North Korea, one of the most isolated and censored societies on the planet, has unveiled what it says is a domestically-produced smartphone.
Industry analysts say the “Arirang”, built around Google’s Android OS, is likely manufactured in neighbouring China, however.
The existence of the phone, named after a famous Korean folk song, came to light during a factory inspection by North Korean leader Kim Jong-un at the weekend.
During the tour, Kim was given a detailed briefing on the “performance, quality and packing of the Arirang hand phone”, Pyongyang’s official Korean Central News Agency (KCNA) reported.
Some analysts suggest the “Arirang” is aimed at getting North Koreans to use an officially-approved phone that can be properly monitored.
While internet access is virtually non-existent in North Korea, which comes bottom of any media freedom survey, the country is not a complete IT desert.
Mobile phones were introduced in 2008 through a joint venture with the Egyptian telecom firm Orascom, which says there are now two million users in North Korea.
A domestic intranet was launched in 2002 and some state bodies have their own websites.
It is a natural progression for an impoverished country desperate for investment, but in North Korea the economic imperative is always weighed against the potential for social disruption.
Subscribers to the sole mobile phone system provider, Koryolink, can call one another, but not outside the country.
The intranet is similarly cut off from the rest of the world, allowing its very limited number of users to exchange state-approved information and little more.
Access to the full-blown internet is for the super-elite only, meaning a few hundred people or maybe 1,000 at most.
For all the regime’s efforts, the information barrier erected around North Korea has, in recent years, begun to lose some of its prophylactic power.
Smuggled Chinese mobile phones allow people near the border to connect with Chinese servers and make international calls, while re-wired TVs allow access to outside broadcasting.
The KCNA report on Kim’s factory visit noted that the young leader praised the “Arirang’s” developers for coming up with a product that “provides the best convenience to the users while strictly guaranteeing security”.
KCNA photos of the factory visit show workers with the finished phones, inspecting, testing and packing them. There are no pictures of an actual assembly line.
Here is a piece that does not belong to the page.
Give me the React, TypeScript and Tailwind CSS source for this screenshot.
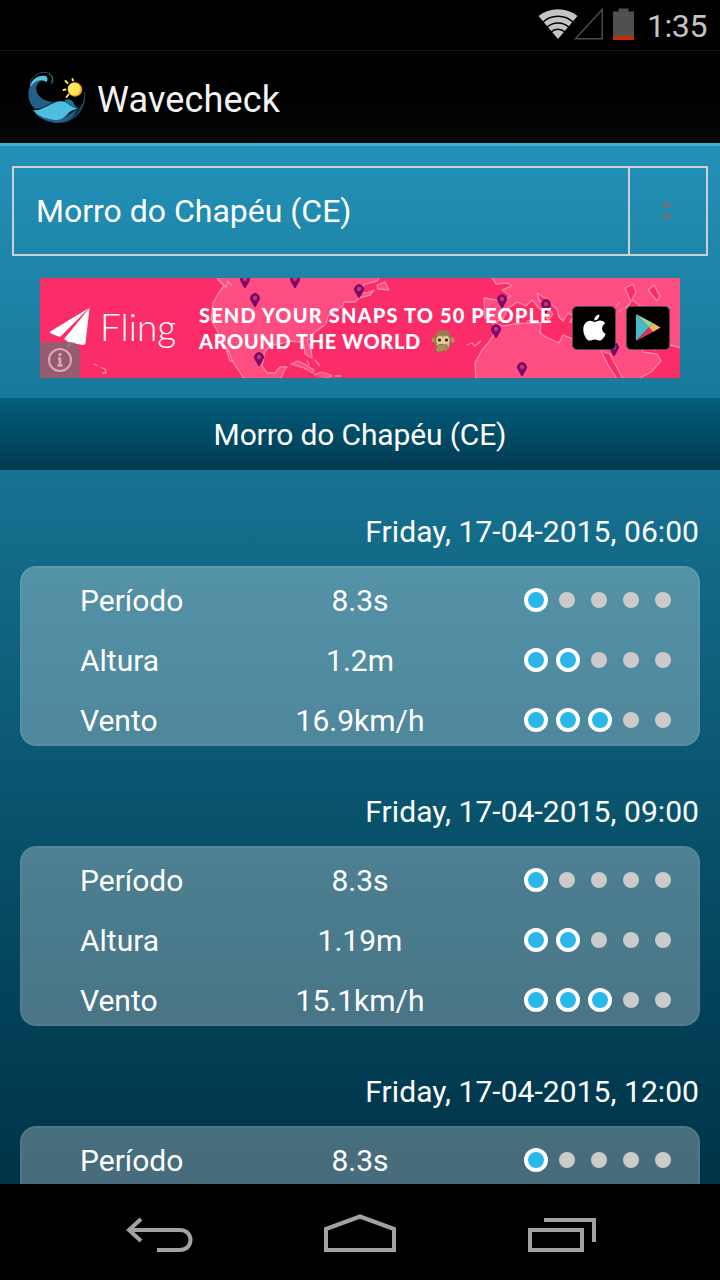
import React from 'react';

interface Measure {
  label: string;
  value: string;
  level: number;
}

interface Forecast {
  date: string;
  measures: Measure[];
}

const SPOT = 'Morro do Chapéu (CE)';

const forecasts: Forecast[] = [
  {
    date: 'Friday, 17-04-2015, 06:00',
    measures: [
      { label: 'Período', value: '8.3s', level: 1 },
      { label: 'Altura', value: '1.2m', level: 2 },
      { label: 'Vento', value: '16.9km/h', level: 3 },
    ],
  },
  {
    date: 'Friday, 17-04-2015, 09:00',
    measures: [
      { label: 'Período', value: '8.3s', level: 1 },
      { label: 'Altura', value: '1.19m', level: 2 },
      { label: 'Vento', value: '15.1km/h', level: 3 },
    ],
  },
  {
    date: 'Friday, 17-04-2015, 12:00',
    measures: [{ label: 'Período', value: '8.3s', level: 1 }],
  },
];

const StatusBar: React.FC = () => (
  <div className="flex h-[50px] shrink-0 items-center justify-end bg-black pr-[13px]">
    <svg width="86" height="50" viewBox="0 0 86 50">
      <path d="M18.500 16 A32 32 0 0 1 57.500 16 L38 39 Z" fill="#c4c4c4" />
      <g fill="none" stroke="#000" strokeWidth="1.500">
        <path d="M22.500 22.500 A22.300 22.300 0 0 1 53.500 22.500" />
        <path d="M27 27.500 A16 16 0 0 1 49 27.500" />
        <path d="M31 32 A10 10 0 0 1 45 32" />
      </g>
      <path d="M55.500 38.800 H82.200 V9.500 Z" fill="none" stroke="#4a4a4a" strokeWidth="1.500" />
    </svg>
    <svg className="ml-[7px]" width="24" height="50" viewBox="0 0 24 50">
      <path d="M0 11.500 H5.500 V8.500 H15.500 V11.500 H21 V36 H0 Z" fill="#505050" />
      <path d="M0 36 H21 V40 H0 Z" fill="#c52c06" />
    </svg>
    <span className="ml-[10px] pt-px text-[32px] leading-[50px] tracking-[-0.400px] text-[#c4c4c4]">1:35</span>
  </div>
);

const Logo: React.FC = () => (
  <svg width="60" height="56" viewBox="0 0 60 56">
    <path d="M57 26 C57 39 46 52 29 51 C19 50 9 44 5 35 C19 48 51 46 57 26Z" fill="#0c2c40" />
    <path d="M56.500 20 C58 33 50 45 37 49.500" fill="none" stroke="#2a6c88" strokeWidth="0.800" />
    <path d="M2 11 C4 4 11 -0.500 18 0.500 C23 1 26 5 24.500 11" fill="none" stroke="#1d5570" strokeWidth="1" />
    <path d="M2 14 C4 7 10 4 18 4 L18.500 10 C14 7.500 10 10 8.500 14 C7 21 12 27 21 29.500 C25 30.500 28 29.500 32 29 L28 36 L7 37 C0 31 -1 21 2 14Z" fill="#235f86" />
    <path d="M2 14 C5 5 12 3 18 4 C20 6 20 8 18.500 10 C14 6 8 8 3 14Z" fill="#58c4e0" />
    <path d="M6 39 C15 50 38 51 49 36 C46 48 34 53 23 50 C15 48 8 44 6 39Z" fill="#235f86" />
    <path d="M5 38 C13 40 22 31 31 29.500 C37 28 42 32 50 36 L46 38 C39 39 39 48 27 48 C18 47 9 44 5 38Z" fill="#4bbfdd" />
    <path d="M6 37 C14 38 20 32 28 29.500" fill="none" stroke="#0a2b3c" strokeWidth="1" />
    <path d="M21 2 C25 4 25 8 23 12" fill="none" stroke="#35a0bd" strokeWidth="0.700" />
    <path d="M36 28 C41 26 45 28 46 32 L49 36 C44 35 40 32 36 28Z" fill="#24789c" stroke="#0a2b3c" strokeWidth="0.600" />
    <circle cx="47" cy="17.500" r="7.200" fill="#f4a31c" />
    <circle cx="46" cy="17" r="6.200" fill="#ffe65a" />
    <g stroke="#ffe04c" strokeWidth="2" strokeLinecap="round">
      <path d="M45 8.500 L44.500 7 M39.500 11 L37.500 9 M37.500 17.500 L35.500 18 M40.500 22.500 L38.500 25" />
    </g>
  </svg>
);

const pins = [
  [205, 10],
  [255, 10],
  [215, 29],
  [319, 20],
  [219, 88],
  [462, 30],
  [506, 35],
  [456, 60],
  [482, 98],
  [574, 78],
];

const WorldMap: React.FC = () => (
  <svg className="absolute inset-0" width="640" height="100" viewBox="0 0 640 100">
    <g fill="#fd4d81" stroke="#fd86aa" strokeWidth="1.300" strokeLinejoin="round">
      <path d="M176 -2 L184 8 L178 16 L173 25 L171 42 L177 52 L180 62 L188 72 L193 84 L197 90 L205 102 H240 L245 91 L247 89 L240 89 L235 95 L227 95 L222 88 L225 73 L232 67 L243 65 L250 63 L260 64 L264 67 L265 76 L272 80 L271 72 L267 63 L275 54 L286 46 L288 38 L294 34 L303 28 L304 24 L315 24 L319 20 L330 17 L334 12 L327 15 L318 14 L325 6 L337 3 L340 -2Z" />
      <path d="M337 7 L345 4 L349 12 L338 11Z" />
      <path d="M251 86 L258 83 L266 87 L274 92 L273 95 L264 90Z" />
      <path d="M274 97 L281 94 L288 96 L292 98 L284 101" />
      <path d="M267 82 L269 87 M275 82 L280 88 M295 98 L301 98" />
      <path d="M178 2 L186 9 L188 3 L192 8" fill="none" />
      <path d="M186 71 L190 83 L194 83" fill="none" />
      <path d="M54 86 L58 88 M60 89 L65 91 L66 95 L62 95" fill="none" />
      <path d="M451 -2 L456 6 L467 5 L472 8 L462 12 L471 18 L462 23 L444 20 L445 40 L451 43 L457 52 L449 64 L442 72 L435 85 L436 102 H642 V-2Z" />
      <path d="M427 67 L432 65 L435 68 L441 63" fill="none" />
    </g>
    <g fill="#fb2d69" stroke="#fd86aa" strokeWidth="1.300" strokeLinejoin="round">
      <path d="M455 45 L464 39 L467 31 L477 24 L486 28 L492 22 L498 29 L504 35 L508 42 L513 36 L499 22 L497 15 L505 20 L517 31 L519 39 L523 43 L528 35 L533 38 L530 44 L539 46 L545 48 L550 60 L541 64 L523 57 L519 65 L506 59 L500 55 L501 45 L488 45 L475 46 L463 48Z" />
      <path d="M585 10 L593 6 L596 14 L592 22 L602 29 L600 36 L586 30 L591 24Z" />
      <path d="M608 12 L614 7 L620 18 L617 23Z" />
      <path d="M561 73 L570 76 L574 84 L583 101 H577 L568 87Z" />
      <path d="M596 62 L605 65 L615 72 L630 67 L642 70 V102 H596 L611 94 L621 83 L617 76 L603 74Z" />
    </g>
    <g stroke="#fd86aa" strokeWidth="1.200">
      <path d="M576 28 L580 24 M579 34 L583 30 M487 43 L493 41" />
    </g>
    {pins.map(([x, y]) => (
      <g key={`${x}-${y}`} transform={`translate(${x} ${y})`}>
        <path d="M0 0 L-3.500 -6 A4.500 4.500 0 1 1 3.500 -6 Z" fill="#790a66" stroke="#790a66" />
        <circle cy="-9" r="2.200" fill="#c9347a" />
      </g>
    ))}
  </svg>
);

const Monkey: React.FC = () => (
  <svg className="ml-[10px]" width="24" height="24" viewBox="0 0 24 24">
    <circle cx="3" cy="11" r="2.500" fill="#b48c5a" />
    <circle cx="21" cy="11" r="2.500" fill="#b48c5a" />
    <path d="M12 1 C18 1 21 6 20.500 13 C20 19 17 22 12 22 C7 22 4 19 3.500 13 C3 6 6 1 12 1Z" fill="#9a7b4b" />
    <path d="M12 8 C17 4 20 10 18 14 L18 18 C15 22 9 22 6 18 L6 14 C4 10 7 4 12 8Z" fill="#e6c797" />
    <circle cx="8.500" cy="11" r="1.600" fill="#2c2118" />
    <circle cx="15.500" cy="11" r="1.600" fill="#2c2118" />
    <path d="M4 22 C5 17 8 14 13 16 C16 15 18 17 17 19 C14 19 13 20 11 23 L6 23Z" fill="#b08c5a" stroke="#715830" strokeWidth="0.700" />
  </svg>
);

const AdBanner: React.FC = () => (
  <div className="relative mx-auto mt-[22px] flex h-[100px] w-[640px] items-center overflow-hidden bg-[#fb2d69]">
    <WorldMap />
    <svg className="absolute top-0 left-0" width="60" height="100" viewBox="0 0 60 100">
      <path d="M49 30 L11 53 Q9 54.500 11 55.500 L20 59 Z M49.500 30 L24 61 L27 63 V72 L32 65 L43 67 Q45 67.500 45.500 65 Z" fill="#fff" />
      <path d="M27 63 L33 65 L27 72Z" fill="#c9b6bd" />
    </svg>
    <span className="relative ml-[60px] w-[98px] pb-[3px] font-[Lato] text-[37px] leading-none font-light text-white">
      Fling
    </span>
    <div className="relative w-[372px] pl-px font-[Lato] text-[20px] leading-[26px] font-black whitespace-nowrap text-white">
      <div className="tracking-[1.150px]">SEND YOUR SNAPS TO 50 PEOPLE</div>
      <div className="flex items-center tracking-[0.600px]">
        AROUND THE WORLD
        <Monkey />
      </div>
    </div>
    <div className="relative ml-[2px] flex gap-[10px]">
      <div className="flex size-[44px] items-center justify-center rounded-[5px] border border-[#5b4b51] bg-black">
        <svg width="25" height="28" viewBox="0 0 26 30">
          <path d="M13 8.500 C15 8.500 16.500 7 19 7 C21.500 7 23.500 8.300 24.500 10 C19.500 13 20.500 19.500 25 21.500 C23.500 25 21 28.500 18.500 28.500 C16.500 28.500 15.500 27.300 13.300 27.300 C11 27.300 10 28.500 8 28.500 C4.500 28.500 1 22 1 16.500 C1 11 4.300 7.200 8 7.200 C10 7.200 11.700 8.500 13 8.500Z" fill="#fff" />
          <path d="M12.800 7 C12.500 3.800 15 1 18.200 0.600 C18.600 4 15.800 7 12.800 7Z" fill="#fff" />
        </svg>
      </div>
      <div className="flex size-[44px] items-center justify-center rounded-[5px] border border-[#5b4b51] bg-black">
        <svg width="26" height="30" viewBox="0 0 26 30">
          <path d="M1 1 V28 L14 14.500Z" fill="#48b9c5" />
          <path d="M1 1 L18 10 L14 14.500Z" fill="#8fd6a3" />
          <path d="M1 28 L18 19 L14 14.500Z" fill="#d8345c" />
          <path d="M18 10 L25.500 14.500 L18 19 L14 14.500Z" fill="#f3b45a" />
        </svg>
      </div>
    </div>
    <div className="absolute bottom-0 left-0 flex h-9 w-10 items-end justify-center rounded-tr-[9px] bg-[#7d6672]/80 pb-[5px]">
      <svg width="26" height="26" viewBox="0 0 26 26" fill="none" stroke="#dba9bc">
        <circle cx="13" cy="13" r="11" strokeWidth="2" />
        <path d="M13 11.500 V18 M11 11.500 H14 M10.500 18.500 H15.500" strokeWidth="2.500" />
        <circle cx="13" cy="7.500" r="1.200" fill="#dba9bc" />
      </svg>
    </div>
  </div>
);

const Rating: React.FC<{ level: number }> = ({ level }) => (
  <div className="flex pl-[60px]">
    {[1, 2, 3, 4, 5].map((n) => (
      <span key={n} className="flex size-8 items-center justify-center">
        {n <= level ? (
          <span className="size-6 rounded-full border-4 border-white bg-[#2bb6ea]" />
        ) : (
          <span className="mr-[2px] size-4 rounded-full bg-[#cbcbcb]" />
        )}
      </span>
    ))}
  </div>
);

const ForecastCard: React.FC<{ forecast: Forecast }> = ({ forecast }) => (
  <section className="px-5">
    <h3 className="mb-[19px] pr-[1px] text-right text-[30px] leading-[30px] tracking-[0.060px]">{forecast.date}</h3>
    <div className="h-[180px] rounded-[16px] border-2 border-white/6 bg-white/28 pt-[2px]">
      {forecast.measures.map((m) => (
        <div key={m.label} className="grid h-[60px] grid-cols-[238px_200px_1fr] items-center text-[30px]">
          <span className="pl-[58px]">{m.label}</span>
          <span className="text-center">{m.value}</span>
          <Rating level={m.level} />
        </div>
      ))}
    </div>
  </section>
);

const NavBar: React.FC = () => (
  <nav className="flex h-24 shrink-0 items-center justify-between bg-black px-[124px]">
    <svg width="72" height="96" viewBox="0 0 72 96" fill="none" stroke="#a2a2a2" strokeWidth="4">
      <path d="M5 46 H56 C70 46 70 66 56 66 H33" />
      <path d="M17 35 L5 46 L17 57" />
    </svg>
    <svg width="76" height="96" viewBox="0 0 76 96" fill="none" stroke="#a2a2a2" strokeWidth="4">
      <path d="M4 66 V45 L38 32.500 L72 45 V66 Z" />
    </svg>
    <svg width="72" height="96" viewBox="0 0 72 96" fill="none" stroke="#a2a2a2" strokeWidth="4">
      <path d="M6 46 H58 V66 H6 Z M20 36 H70 V58" />
    </svg>
  </nav>
);

export default function App() {
  return (
    <div className="flex h-[1280px] w-[720px] flex-col overflow-hidden bg-black font-[Roboto,sans-serif] text-white">
      <StatusBar />
      <header className="flex h-24 shrink-0 items-center border-t border-b-[3px] border-t-[#161616] border-b-[#3eafd8] bg-linear-to-b from-black to-[#050708] pt-[6px] pl-7">
        <Logo />
        <h1 className="ml-[9px] text-[36px] tracking-[0.150px] text-[#f3f3f3]">Wavecheck</h1>
      </header>
      <main className="min-h-0 flex-1 overflow-hidden bg-linear-to-b from-[#2391b7] to-[#003347]">
        <div className="mx-3 mt-5 flex h-[90px] border-2 border-[#cbd0d2] text-[32px]">
          <div className="flex flex-1 items-center pl-[22px]">{SPOT}</div>
          <div className="flex w-[78px] items-center justify-center border-l-2 border-[#cbd0d2] pr-[2px]">
            <svg width="12" height="22" viewBox="0 0 12 22" fill="#69737a">
              <path d="M0.500 7.500 L6 0.500 L11.500 7.500Z M0.500 14.500 L6 21.500 L11.500 14.500Z" />
            </svg>
          </div>
        </div>
        <AdBanner />
        <h2 className="mt-5 flex h-[72px] items-center justify-center bg-linear-to-b from-[#025e7d] to-[#013a50] text-[30px] tracking-[-0.150px]">
          {SPOT}
        </h2>
        <div className="flex flex-col gap-[51px] pt-[47px]">
          {forecasts.map((f) => (
            <ForecastCard key={f.date} forecast={f} />
          ))}
        </div>
      </main>
      <NavBar />
    </div>
  );
}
“Despite KCNA’s reporting that the handsets are made at the factory, they are probably made to order by a Chinese manufacturer and shipped to the factory where they are inspected before going on sale,” said Martyn Williams, who runs the North Korea Tech website.
Steven Millward on the Tech In Asia website reached the same conclusion.
“Possibly, the whole smartphone is made in China, and only the final boxing is done in the rather sparse plant that Kim Jong-un toured,” Millward said.
In February, a picture of Kim with a smartphone triggered fevered speculation about which brand was favoured by the leader of one of the world’s most repressive nations.
After ruling out an Apple iPhone or a Galaxy from South Korea’s Samsung, the consensus was an HTC phone made in Taiwan.